For decades, executives viewed data backup as a simple insurance policy, a low-level technical cost to cover server failure. This view is outdated and dangerous.
In the modern regulatory landscape, a data loss event is not just an operational problem; it is a compliance crisis. The cost of restoring files is trivial compared to the cost of regulatory fines, breach of contract and reputational damage.
This blog explains why a robust, compliance-aware backup strategy is a board-level responsibility, not just an IT preference.
The role of backup has fundamentally changed.
The Old View
Backup was a passive archive. Its only job was to recover lost files, and the main success metric was speed of recovery.
The Modern Reality
Backup is an active compliance control. Its role is linked to data protection laws, privacy rights and business continuity mandates. The metrics are now auditability, sovereignty and risk mitigation.
Your backup strategy directly impacts your ability to meet legal and contractual obligations.
Many traditional backup methods fail the modern compliance test.
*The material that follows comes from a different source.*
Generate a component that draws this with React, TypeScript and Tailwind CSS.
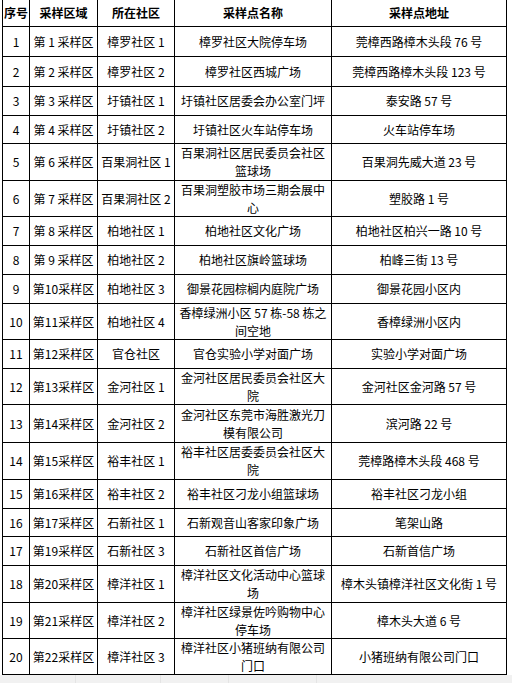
const rows: [string, string, string, string[], string, string][] = [
  ["1", "第 1 采样区", "樟罗社区 1", ["樟罗社区大院停车场"], "莞樟西路樟木头段 76 号", "h-[29px]"],
  ["2", "第 2 采样区", "樟罗社区 2", ["樟罗社区西城广场"], "莞樟西路樟木头段 123 号", "h-[29px]"],
  ["3", "第 3 采样区", "圩镇社区 1", ["圩镇社区居委会办公室门坪"], "泰安路 57 号", "h-[28px]"],
  ["4", "第 4 采样区", "圩镇社区 2", ["圩镇社区火车站停车场"], "火车站停车场", "h-[27px]"],
  ["5", "第 6 采样区", "百果洞社区 1", ["百果洞社区居民委员会社区", "篮球场"], "百果洞先威大道 23 号", "h-[36px]"],
  ["6", "第 7 采样区", "百果洞社区 2", ["百果洞塑胶市场三期会展中", "心"], "塑胶路 1 号", "h-[35px]"],
  ["7", "第 8 采样区", "柏地社区 1", ["柏地社区文化广场"], "柏地社区柏兴一路 10 号", "h-[28px]"],
  ["8", "第 9 采样区", "柏地社区 2", ["柏地社区旗岭篮球场"], "柏峰三街 13 号", "h-[28px]"],
  ["9", "第10采样区", "柏地社区 3", ["御景花园棕榈内庭院广场"], "御景花园小区内", "h-[28px]"],
  ["10", "第11采样区", "柏地社区 4", ["香樟绿洲小区 57 栋-58 栋之", "间空地"], "香樟绿洲小区内", "h-[35px]"],
  ["11", "第12采样区", "官仓社区", ["官仓实验小学对面广场"], "实验小学对面广场", "h-[28px]"],
  ["12", "第13采样区", "金河社区 1", ["金河社区居民委员会社区大", "院"], "金河社区金河路 57 号", "h-[35px]"],
  ["13", "第14采样区", "金河社区 2", ["金河社区东莞市海胜激光刀", "模有限公司"], "滨河路 22 号", "h-[37px]"],
  ["14", "第15采样区", "裕丰社区 1", ["裕丰社区居委委员会社区大", "院"], "莞樟路樟木头段 468 号", "h-[36px]"],
  ["15", "第16采样区", "裕丰社区 2", ["裕丰社区刁龙小组篮球场"], "裕丰社区刁龙小组", "h-[28px]"],
  ["16", "第17采样区", "石新社区 1", ["石新观音山客家印象广场"], "笔架山路", "h-[27px]"],
  ["17", "第19采样区", "石新社区 3", ["石新社区首信广场"], "石新首信广场", "h-[28px]"],
  ["18", "第20采样区", "樟洋社区 1", ["樟洋社区文化活动中心篮球", "场"], "樟木头镇樟洋社区文化街 1 号", "h-[36px]"],
  ["19", "第21采样区", "樟洋社区 2", ["樟洋社区绿景佐吟购物中心", "停车场"], "樟木头大道 6 号", "h-[35px]"],
  ["20", "第22采样区", "樟洋社区 3", ["樟洋社区小猪班纳有限公司", "门口"], "小猪班纳有限公司门口", "h-[35px]"],
];

const headers = ["序号", "采样区域", "所在社区", "采样点名称", "采样点地址"];

const cell = "bg-white flex flex-col items-center justify-center text-center whitespace-nowrap";

export default function App() {
  return (
    <div
      className="w-[512px] h-[683px] bg-white text-black text-[12px] leading-[18px] overflow-hidden"
      style={{ fontFamily: '"Noto Sans CJK SC", "Liberation Sans", sans-serif' }}
    >
      <div className="ml-[2px] w-[505px] bg-black px-[1px] pb-[1px] grid grid-cols-[26px_67px_76px_156px_174px] gap-[1px]">
        {headers.map((h) => (
          <div key={h} className={`${cell} h-[26px] font-bold`}>
            {h}
          </div>
        ))}
        {rows.map(([no, area, comm, name, addr, h]) => (
          <div key={no} className="contents">
            <div className={`${cell} ${h}`}>{no}</div>
            <div className={`${cell} ${h}`}>{area}</div>
            <div className={`${cell} ${h}`}>{comm}</div>
            <div className={`${cell} ${h}`}>
              {name.map((l) => (
                <span key={l}>{l}</span>
              ))}
            </div>
            <div className={`${cell} ${h}`}>{addr}</div>
          </div>
        ))}
      </div>
      <div className="h-[10px] bg-[#f1f1f1] flex">
        <div className="w-[76px] border-r border-[#e4e4e4]" />
        <div className="w-[85px] border-r border-[#e4e4e4]" />
        <div className="w-[68px] border-r border-[#e4e4e4]" />
        <div className="w-[88px] border-r border-[#e4e4e4]" />
      </div>
    </div>
  );
}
Manual exports are unreliable and unauditable. They cannot handle complex compliance scenarios, such as selectively excluding specific records from a restore.
Basic cloud tools often operate as black boxes. They rarely offer control over data residency (where your data is physically stored). If your live data is in the EU but your backup provider stores copies in the US, you may be performing a non-compliant cross-border transfer.
The modern business requires a recovery platform, not just a backup tool. backHUB is designed for this regulatory landscape.
Following any significant recovery, Struto provides a stabilisation period to verify that the restoration is accurate and fully compliant.
Framed correctly, investment in a compliance-first recovery platform delivers strategic value.
In a data-driven world, the line between IT operations and legal compliance has disappeared. A compliance-aware backup strategy is a fundamental component of good governance.
Is data backup a legal requirement?
Yes. For any organisation processing personal data, Article 32 of the GDPR mandates the ability to restore the availability and access to personal data in a timely manner in the event of a physical or technical incident.
Can a backup breach GDPR?
Yes. If a backup is stored in a non-compliant jurisdiction (e.g., transferred from the EU to a non-adequate country without safeguards) or if it is used to restore data that should have been erased, it can cause a breach.
What is a compliance-aware backup?
A compliance-aware backup solution includes features like immutable audit logs, granular restoration to support the Right to be Forgotten, and explicit data residency controls to ensure sovereignty.